The Vice Chair - Membership shall promptly advise each Member whose membership has been terminated of such termination. Termination of membership shall not relieve the terminated Member of liability for unpaid dues or other charges accrued prior to the effective date of such termination. Upon termination of membership, for any reason, the right of the terminated Member to vote (if applicable) and all other rights, privileges and interests of such Member in the Corporation shall cease.
Section 5. Reinstatement of Membership. Upon written request signed by a former Member and filed with the Vice Chair - Membership, the Board of Directors by the affirmative vote of two-thirds of all the voting Members of the Board may reinstate such former Member to membership upon such terms as the Board of Directors may deem appropriate.
ARTICLE IV -- Meetings of Members
Section 1. Voting Rights. Each Corporate/Government Member shall be entitled to one vote on each matter submitted to the membership, such vote to be cast by the first designated Member Administrator or a duly designated proxy.
Section 2. Annual Meeting. An Annual Meeting of the Corporation shall be held at such time and place as the Board of Directors shall determine, for the purpose of conducting such business as may be appropriate.
Section 3. Special Meeting. Special meetings of the Corporation may be called by the Board of Directors or by not less than forty (40) percent of the Corporate/Government Members.
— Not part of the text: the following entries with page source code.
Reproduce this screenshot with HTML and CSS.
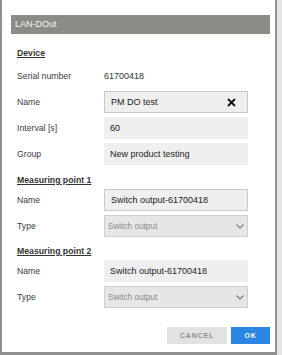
FILE: index.html
```html
<!DOCTYPE html>
<html lang="en">
<head>
    <meta charset="UTF-8">
    <meta name="viewport" content="width=device-width, initial-scale=1.0">
    <title>LAN-DOut</title>
    <link rel="stylesheet" href="styles.css">
</head>
<body>
    <div class="dialog">
        <div class="title-bar">LAN-DOut</div>

        <h3 class="heading heading-device">Device</h3>
        <div class="row row-serial">
            <span class="label">Serial number</span>
            <span class="value">61700418</span>
        </div>
        <div class="row">
            <span class="label">Name</span>
            <div class="field field-border">
                <span>PM DO test</span>
                <svg class="clear" width="9" height="9" viewBox="0 0 9 9">
                    <path d="M1 1 L8 8 M8 1 L1 8" stroke="#111" stroke-width="1.8" fill="none"/>
                </svg>
            </div>
        </div>
        <div class="row">
            <span class="label">Interval [s]</span>
            <div class="field">60</div>
        </div>
        <div class="row">
            <span class="label">Group</span>
            <div class="field">New product testing</div>
        </div>

        <h3 class="heading heading-point">Measuring point 1</h3>
        <div class="row row-first">
            <span class="label">Name</span>
            <div class="field field-border">Switch output-61700418</div>
        </div>
        <div class="row">
            <span class="label">Type</span>
            <div class="select">
                <span>Switch output</span>
                <svg width="8" height="5" viewBox="0 0 8 5">
                    <path d="M0.5 0.5 L4 4 L7.5 0.5" stroke="#777" stroke-width="1.1" fill="none"/>
                </svg>
            </div>
        </div>

        <h3 class="heading heading-point2">Measuring point 2</h3>
        <div class="row row-first">
            <span class="label">Name</span>
            <div class="field">Switch output-61700418</div>
        </div>
        <div class="row">
            <span class="label">Type</span>
            <div class="select">
                <span>Switch output</span>
                <svg width="8" height="5" viewBox="0 0 8 5">
                    <path d="M0.5 0.5 L4 4 L7.5 0.5" stroke="#777" stroke-width="1.1" fill="none"/>
                </svg>
            </div>
        </div>

        <div class="actions">
            <button class="btn btn-cancel">CANCEL</button>
            <button class="btn btn-ok">OK</button>
        </div>
    </div>
</body>
</html>
```

FILE: styles.css
```css
body {
    margin: 0;
    padding: 0;
    background-color: #e4e4e4;
    font-family: "Liberation Sans", Arial, sans-serif;
    color: #333;
}

.dialog {
    box-sizing: border-box;
    width: 277px;
    height: 355px;
    background-color: #fff;
    border-left: 2px solid #8f8f8f;
    border-right: 2px solid #8f8f8f;
    border-bottom: 3px solid #8f8f8f;
    padding: 15px 5px 0 9px;
    display: flex;
    flex-direction: column;
}

.title-bar {
    height: 19px;
    line-height: 19px;
    background-color: #8c8c86;
    color: #f4f4f4;
    font-size: 9px;
    padding-left: 4px;
}

.heading {
    margin: 0;
    height: 12px;
    line-height: 12px;
    font-size: 8.7px;
    font-weight: bold;
    text-decoration: underline;
    color: #333;
    padding-left: 6px;
}

.heading-device {
    margin-top: 13px;
}

.heading-point {
    margin-top: 9px;
}

.heading-point2 {
    margin-top: 8px;
}

.row {
    display: flex;
    align-items: center;
    height: 22px;
    margin-top: 4px;
}

.row-serial {
    height: 23px;
    margin-top: 5px;
}

.row-first {
    margin-top: 3px;
}

.label {
    width: 87px;
    padding-left: 6px;
    font-size: 8.7px;
    color: #3c3c3c;
}

.value {
    font-size: 9px;
    color: #333;
}

.field {
    box-sizing: border-box;
    width: 144px;
    height: 22px;
    background-color: #efefef;
    display: flex;
    align-items: center;
    justify-content: space-between;
    padding: 0 11px 0 6px;
    font-size: 9px;
    color: #222;
}

.field-border {
    border: 1px solid #c9c9c9;
    padding-left: 6px;
}

.select {
    box-sizing: border-box;
    width: 144px;
    height: 22px;
    background-color: #e6e6e6;
    border: 1px solid #cfcfcf;
    display: flex;
    align-items: center;
    justify-content: space-between;
    padding: 0 3px 0 3px;
    font-size: 8.2px;
    color: #8a8a8a;
}

.actions {
    display: flex;
    justify-content: flex-end;
    gap: 4px;
    margin-top: 19px;
}

.btn {
    height: 17px;
    border: none;
    font-family: "Liberation Sans", Arial, sans-serif;
    font-size: 7px;
    font-weight: bold;
    letter-spacing: 0.8px;
    padding: 0;
    cursor: pointer;
}

.btn-cancel {
    width: 60px;
    background-color: #e2e2e2;
    color: #8c8c8c;
}

.btn-ok {
    width: 39px;
    background-color: #2a86e2;
    color: #fff;
}
```
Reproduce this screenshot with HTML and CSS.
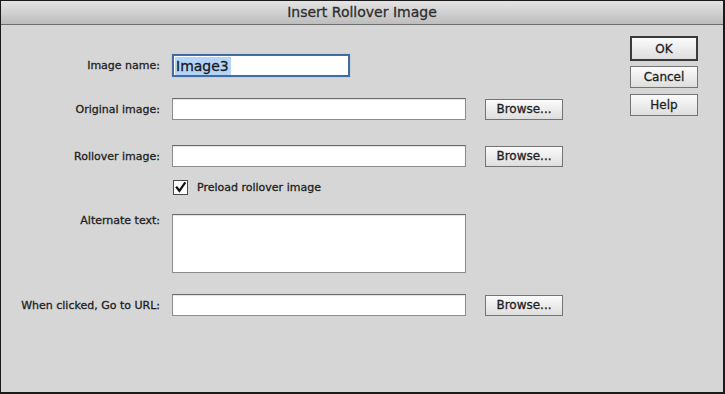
FILE: index.html
```html
<!DOCTYPE html>
<html lang="en">

<head>
    <meta charset="UTF-8">
    <meta name="viewport" content="width=device-width, initial-scale=1.0">
    <title>Insert Rollover Image</title>
    <link rel="stylesheet" href="styles.css">
</head>

<body>
    <div class="window">
        <div class="titlebar">Insert Rollover Image</div>

        <div class="content">
            <div class="form">
                <div class="row row-name">
                    <label class="label">Image name:</label>
                    <div class="field field-name"><span class="sel">Image3</span></div>
                </div>

                <div class="row row-original">
                    <label class="label">Original image:</label>
                    <div class="field"></div>
                    <button class="btn browse">Browse...</button>
                </div>

                <div class="row row-rollover">
                    <label class="label">Rollover image:</label>
                    <div class="field"></div>
                    <button class="btn browse">Browse...</button>
                </div>

                <div class="row row-check">
                    <span class="label"></span>
                    <span class="checkbox">
                        <svg width="14" height="14" viewBox="0 0 14 14">
                            <path d="M3 6.5 L5.8 10 L11.5 2" fill="none" stroke="#111" stroke-width="2.4" stroke-linecap="square"/>
                        </svg>
                    </span>
                    <span class="check-text">Preload rollover image</span>
                </div>

                <div class="row row-alt">
                    <label class="label">Alternate text:</label>
                    <div class="field area"></div>
                </div>

                <div class="row row-url">
                    <label class="label">When clicked, Go to URL:</label>
                    <div class="field"></div>
                    <button class="btn browse">Browse...</button>
                </div>
            </div>

            <div class="actions">
                <button class="btn action default">OK</button>
                <button class="btn action">Cancel</button>
                <button class="btn action">Help</button>
            </div>
        </div>
    </div>
</body>

</html>
```

FILE: styles.css
```css
body {
    margin: 0;
    font-family: "DejaVu Sans", "Liberation Sans", sans-serif;
    color: #1e1e1e;
    -webkit-text-stroke: 0.3px;
}

.window {
    width: 725px;
    height: 394px;
    box-sizing: border-box;
    background-color: #d6d6d6;
    border: 1px solid #1a1a1a;
    border-right-width: 2px;
    border-bottom-width: 2px;
}

.titlebar {
    height: 23px;
    line-height: 23px;
    text-align: center;
    font-size: 14px;
    color: #2e2e2e;
    background: linear-gradient(#e4e4e4, #bdbdbd);
    border-bottom: 1px solid #6e6e6e;
}

.content {
    display: flex;
    padding-top: 11px;
}

.form {
    display: flex;
    flex-direction: column;
    padding-top: 18px;
}

.row {
    display: flex;
    align-items: center;
}

.row-original {
    margin-top: 21px;
}

.row-rollover {
    margin-top: 25px;
}

.row-check {
    margin-top: 13px;
}

.row-alt {
    margin-top: 19px;
    align-items: flex-start;
}

.row-url {
    margin-top: 21px;
}

.label {
    width: 159px;
    margin-right: 12px;
    text-align: right;
    font-size: 11px;
    flex-shrink: 0;
}

.field {
    width: 292px;
    height: 20px;
    background-color: #fff;
    border: 1px solid #8c8c8c;
    border-top-color: #6a6a6a;
    box-shadow: inset 0 1px 1px rgba(0, 0, 0, 0.12);
}

.field-name {
    width: 173px;
    height: 19px;
    border: 2px solid #3f6ca3;
    box-shadow: 0 0 1px #7fa3d0;
    display: flex;
    align-items: center;
    padding-left: 1px;
}

.sel {
    background-color: #b4d4f8;
    font-size: 14px;
    line-height: 18px;
    padding: 0 2px 0 1px;
    color: #1a1a1a;
}

.area {
    height: 57px;
}

.btn {
    font-family: "DejaVu Sans", "Liberation Sans", sans-serif;
    font-size: 12px;
    color: #1e1e1e;
    background: linear-gradient(#fbfbfb, #dedede);
    border: 1px solid #747474;
    padding: 0;
    -webkit-text-stroke: 0.3px;
}

.browse {
    width: 78px;
    height: 21px;
    margin-left: 19px;
}

.checkbox {
    width: 13px;
    height: 13px;
    background-color: #fff;
    border: 1px solid #4a4a4a;
    display: flex;
    align-items: center;
    justify-content: center;
    margin-left: 1px;
}

.check-text {
    font-size: 11px;
    margin-left: 9px;
}

.actions {
    display: flex;
    flex-direction: column;
    gap: 6px;
    margin-left: auto;
    margin-right: 25px;
}

.action {
    width: 68px;
    height: 22px;
}

.default {
    height: 25px;
    border: 2px solid #3a3a3a;
    margin-bottom: -1px;
}
```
Section 4. Place of Meeting. The Board of Directors may designate any place, either within or without the State of Illinois, as the place of meeting for any meeting of the Corporation. If no designation is made or if a special meeting be called otherwise than by the Board of Directors, the time and place of meeting shall be specified in the notice or waiver of notice of such meeting.
Section 5. Notice of Meeting. Notice stating the place, day, and time of any meeting of the Corporation shall be sent, by mail, or other method of member communication, to the Member Administrator, who must be a PERC™, of a Corporate/Government Member no less than seven (7) days before the date of such meeting, by or at the direction of the Board, Vice Chair - Membership or the persons calling the meeting. In case of special meetings, or when required by statute or by these Bylaws, the purpose for which the meeting is called shall be stated in the notice.
Section 6. Quorum. Representatives of one hundred (100) Corporate/Government Members present in person or by proxy shall constitute a quorum. If a quorum is not present at any meeting of Members, a majority of the Corporate/Government Member Administrators present may adjourn the meeting from time to time without further notice.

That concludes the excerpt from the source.